Post by Niner » Tue May 03, 2011 8:04 pm

The way I read it the "Was it worth it?" was a question meant for those who started it and those who welcomed it without realizing the great cost that had to be paid in the lives of ordinary citizens of all countries involved.....soldier and civilian. Politicians and the generals that are always ready for war and delighted to see them never learn the lesson that they can't predict what will happen after they start the killing.....nor who and how many will be casualties when it is over.

Read this the other day from a book of photographs by Arthur Rothstein with commentary by William Saroyan. It was published in 1967 and entitled Look at Us....etc.

A Rothstein photo of a great field of grave markers at a military cemetery in France had this as Saroyan's text:
Not a face in the crowd.

A cross for the Christian, a star for the Jew, no mark at all for the man who believed only in God--that is himself.

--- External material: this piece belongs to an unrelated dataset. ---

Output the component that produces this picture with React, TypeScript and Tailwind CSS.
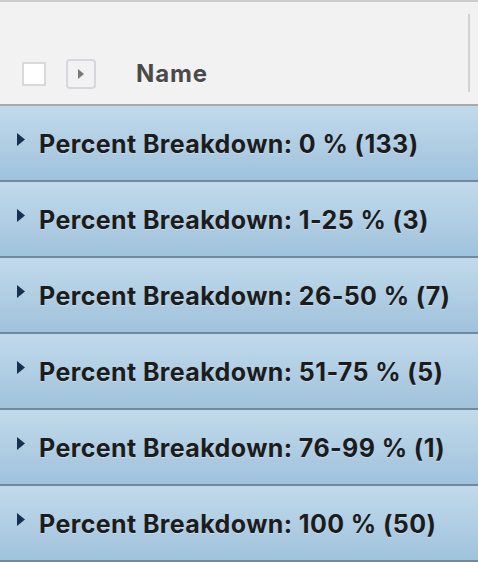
import React from 'react';

const groups = [
  { label: '0 %', count: 133 },
  { label: '1-25 %', count: 3 },
  { label: '26-50 %', count: 7 },
  { label: '51-75 %', count: 5 },
  { label: '76-99 %', count: 1 },
  { label: '100 %', count: 50 },
];

const App = () => {
  return (
    <div className="w-[478px] h-[562px] overflow-hidden bg-[#f2f2f2] font-['Inter',_'Liberation_Sans',_sans-serif]">
      {/* header */}
      <div className="h-[106px] border-t-2 border-b-2 border-t-[#cccccc] border-b-[#a9a9a9] bg-[#f2f2f2] flex items-stretch">
        <div className="flex-1 flex items-end pb-[18px] pl-[22px]">
          <span className="w-[24px] h-[24px] border-2 border-[#d9d9d9] bg-white" />
          <button className="ml-[20px] mb-[-3px] w-[30px] h-[30px] rounded-[4px] border-2 border-[#d4d8dc] bg-[#f2f2f2] flex items-center justify-center">
            <svg width="8" height="10" viewBox="0 0 8 10">
              <path d="M1 0 L7 5 L1 10 Z" fill="#7a7a7a" />
            </svg>
          </button>
          <span className="ml-[40px] text-[24px] leading-[24px] font-bold tracking-[0.9px] text-[#4a4a4a] [text-shadow:0_1px_0_#ffffff]">
            Name
          </span>
        </div>
        <div className="w-[2px] bg-[#d2d2d2] my-[12px] mr-[8px]" />
      </div>

      {groups.map((g) => (
        <div
          key={g.label}
          className="h-[76px] border-b-2 border-[#72899b] bg-gradient-to-b from-[#c1daeb] to-[#a0c2dc] flex items-center pl-[17px]"
        >
          <svg width="8" height="13" viewBox="0 0 8 13" className="mb-[8px]">
            <path d="M0 0 L8 6.5 L0 13 Z" fill="#17304f" />
          </svg>
          <span className="ml-[14px] mt-[4px] text-[25px] font-bold text-[#1c1c1c] tracking-[0.4px] [text-shadow:0_1px_0_rgba(255,255,255,0.35)]">
            Percent Breakdown: {g.label} ({g.count})
          </span>
        </div>
      ))}
    </div>
  );
};

export default App;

One is supposed to be deeply moved by military cemeteries, especially when they are in foreign countries, such as France, far from home, but the sorrowful fact is that the picture is so unavoidably one of uniformity and waste that one is actually only depressed by it.

The long rows of sticks over men who were killed by their unknown brothers, many of them also dead, seem to say, "Plenty more where they came from."

These are the known soldiers.

They might just as well be unknown, for all the difference it makes.